The baby girl has now been placed in an incubator. Photo Courtesy
Sabreen was dead before she could look into the baby’s eyes or hold her
The young mother had carried her child through seven-and-a-half months of pregnancy. They were days and nights of constant fear, but Sabreen hoped the family’s luck would hold until the war ended.
That luck vanished in the roar and fire of an explosion in the hour before midnight on 20 April.
The Israelis dropped a bomb onto the al-Sakani family home in Rafah where Sabreen, along with her husband and the couple’s other daughter – three-year-old Malak – were asleep.
Sabreen suffered extensive injuries and her husband and Malak were killed, but the baby was still alive in her mother’s womb when rescue workers reached the site.
They rushed Sabreen to hospital, where doctors performed an emergency Caesarean section to deliver the child.
Sabreen could not be saved but doctors worked to resuscitate the baby, gently tapping her chest to stimulate breathing. Air was pumped into her lungs.
“She was born in severe respiratory distress,” said Dr Mohammed Salama, head of the emergency neo-natal unit at Emirati Hospital in Rafah.
But the baby – who weighed just 1.4kg (3.1 lbs) – survived the ordeal of her birth.
The doctor wrote the words “the baby of the martyr Sabreen al-Sakani” on a piece of tape and attached it to her body.

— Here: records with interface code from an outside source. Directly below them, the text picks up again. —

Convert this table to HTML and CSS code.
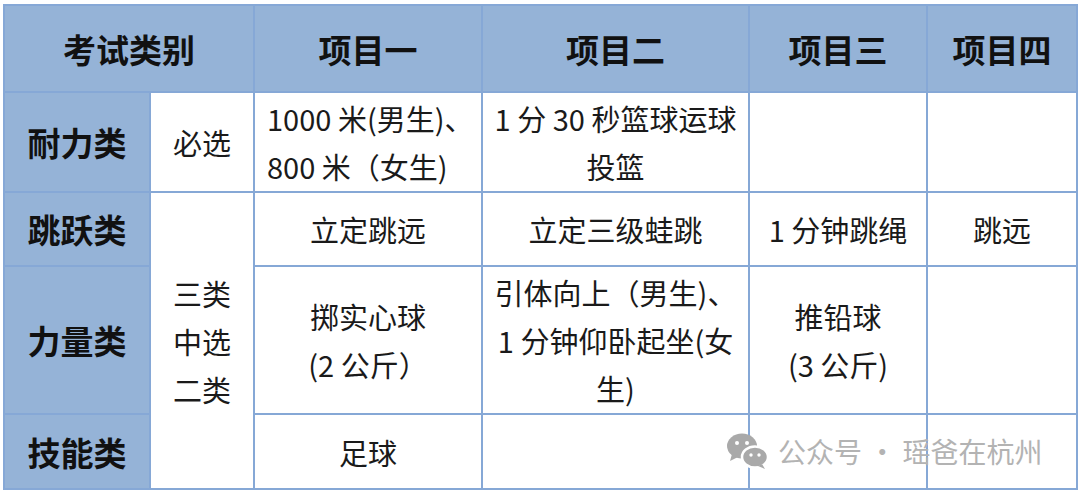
FILE: index.html
```html
<!DOCTYPE html>
<html lang="zh">
<head>
<meta charset="utf-8">
<link rel="stylesheet" href="styles.css">
</head>
<body>
<div class="wrap">
<table class="grid">
  <colgroup>
    <col class="c1"><col class="c2"><col class="c3"><col class="c4"><col class="c5"><col class="c6">
  </colgroup>
  <tr class="r0">
    <th colspan="2">考试类别</th>
    <th>项目一</th>
    <th>项目二</th>
    <th>项目三</th>
    <th>项目四</th>
  </tr>
  <tr class="r1">
    <th class="side">耐力类</th>
    <td>必选</td>
    <td class="left">1000 米(男生)、<br>800 米（女生)</td>
    <td>1 分 30 秒篮球运球<br>投篮</td>
    <td></td>
    <td></td>
  </tr>
  <tr class="r2">
    <th class="side">跳跃类</th>
    <td rowspan="3">三类<br>中选<br>二类</td>
    <td>立定跳远</td>
    <td>立定三级蛙跳</td>
    <td>1 分钟跳绳</td>
    <td>跳远</td>
  </tr>
  <tr class="r3">
    <th class="side">力量类</th>
    <td>掷实心球<br>(2 公斤）</td>
    <td>引体向上（男生)、<br>1 分钟仰卧起坐(女<br>生)</td>
    <td>推铅球<br>(3 公斤)</td>
    <td></td>
  </tr>
  <tr class="r4">
    <th class="side">技能类</th>
    <td>足球</td>
    <td></td>
    <td></td>
    <td></td>
  </tr>
</table>
<div class="mark">
  <svg class="wx" viewBox="0 0 44 38" width="44" height="38">
    <ellipse cx="16" cy="14" rx="15" ry="12.5" fill="#a9a9a9"/>
    <path d="M6 22 L4 29 L12 25 Z" fill="#a9a9a9"/>
    <circle cx="11" cy="11" r="2" fill="#fff"/>
    <circle cx="21" cy="11" r="2" fill="#fff"/>
    <ellipse cx="29" cy="25" rx="13" ry="10.5" fill="#a9a9a9" stroke="#fff" stroke-width="2.5"/>
    <path d="M36 32 L39 37 L32 34 Z" fill="#a9a9a9"/>
    <circle cx="25" cy="23" r="1.7" fill="#fff"/>
    <circle cx="33" cy="23" r="1.7" fill="#fff"/>
  </svg>
  <span class="mtext">公众号 · 瑶爸在杭州</span>
</div>
</div>
</body>
</html>
```
FILE: styles.css
```css
html, body {
  margin: 0;
  padding: 0;
  background: #ffffff;
}
body {
  width: 1080px;
  height: 492px;
  overflow: hidden;
  font-family: "Noto Sans CJK SC", "Noto Sans", sans-serif;
  color: #111;
}
.wrap {
  position: relative;
  padding: 4px 0 0 3px;
}
.grid {
  border-collapse: collapse;
  table-layout: fixed;
  width: 1073px;
}
.c1 { width: 146px; }
.c2 { width: 104px; }
.c3 { width: 228px; }
.c4 { width: 267px; }
.c5 { width: 178px; }
.c6 { width: 150px; }
.grid th, .grid td {
  border: 2px solid #86a8d6;
  padding: 0;
  text-align: center;
  vertical-align: middle;
}
.grid th {
  background: #95b3d7;
  font-weight: 700;
  font-size: 33px;
  line-height: 40px;
  color: #111;
}
.grid td {
  font-size: 29px;
  line-height: 48px;
  font-weight: 400;
  color: #1a1a1a;
}
.grid td.left {
  text-align: left;
  padding-left: 12px;
}
.r0 { height: 87px; }
.r1 { height: 100px; }
.r2 { height: 74px; }
.r3 { height: 148px; }
.r4 { height: 75px; }
.mark {
  position: absolute;
  left: 726px;
  top: 431px;
  display: flex;
  align-items: center;
  gap: 8px;
}
.wx { display: block; }
.mtext {
  font-size: 28px;
  color: #b3b3b3;
}
```
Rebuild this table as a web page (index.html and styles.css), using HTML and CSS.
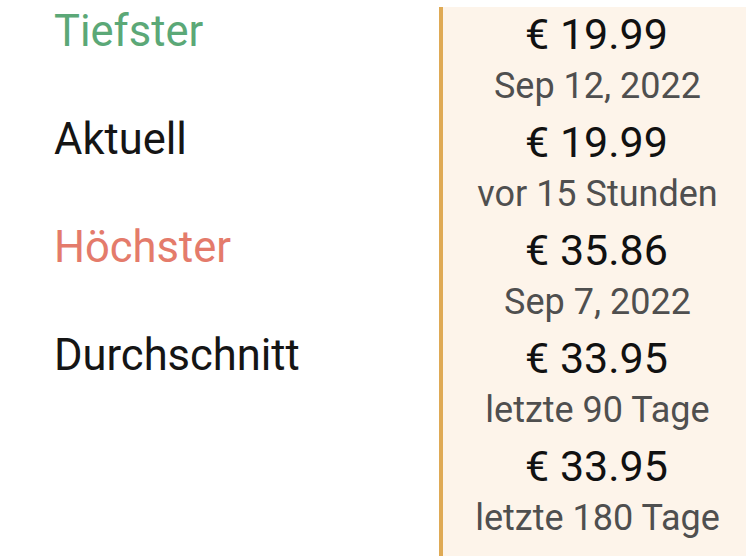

She was then placed in an incubator.
“We can say there is some progress in her health condition,” Dr Salama said.
“But the situation is still at risk. This respiratory distress syndrome is originally caused by premature birth. This child should have been in the mother’s womb at this time, but she was deprived of this right.”
The doctor expects her to remain in hospital for up to a month.